As a non-profit enterprise, “It’s important to recognize that we’re not programming exhibitions based on whether we think something can sell or not, because obviously we wouldn’t be showing Tim Rietenbach upstairs, or John Kortlander, for that matter, because they’re pretty dark subjects, and again, it’s not to put anything that’s potentially saleable down or as not as significant or something, but that’s not our criteria.”
Joyce Phillips Young, on the other hand, has sold several of her lyrical, colorful paintings on display. All three exhibits close Feb. 22.
“We can facilitate sales and we can support it, but we’ve done shows like from collections or from installations like Tim’s piece The Man upstairs that’s not going to sell. There’s some remote possibility somebody might be interested in that, but it’s likely that is not going to sell, as a piece.”

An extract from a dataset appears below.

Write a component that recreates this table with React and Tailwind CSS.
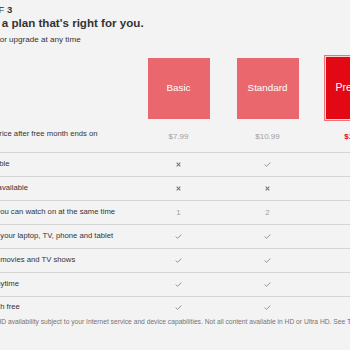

Harrington lives in Clifton with his wife, Suzann Kokoefer, who also is a trained artist, now an assistant kindergarten teacher at the Fairview German Language School in Clifton. They are parents to Henry, 22; and Sophie, 18; and have a granddaughter, Josalyn.
He enjoys good films and reading, and wishes he spent more time with each. As for his painting?
“I won’t say I won’t ever make art again – I occasionally might,” he said. “But being in artists’ studios and working on projects like house projects and such provides a similar good feeling for me, personally.”
“I never had the commitment and dedication – almost an obsession, I think – that’s required sometimes to persist in the making of work. But it’s still back there somewhere: I could, maybe, possibly. I was asked to donate something a couple years ago, and I did create something that I’ve been thinking about for a long time. But there’s no consistent making work.”
While creating art, he most enjoyed the physical aspects of working with materials and altering things. He also enjoyed the problem-solving, and conceptual thinking.
“There’s all those aspects in putting shows together and working in the space, too, so yeah, I think part of that is satisfied here, and this process can be exhausting,” he said. “It doesn’t leave much for pursuing other things.”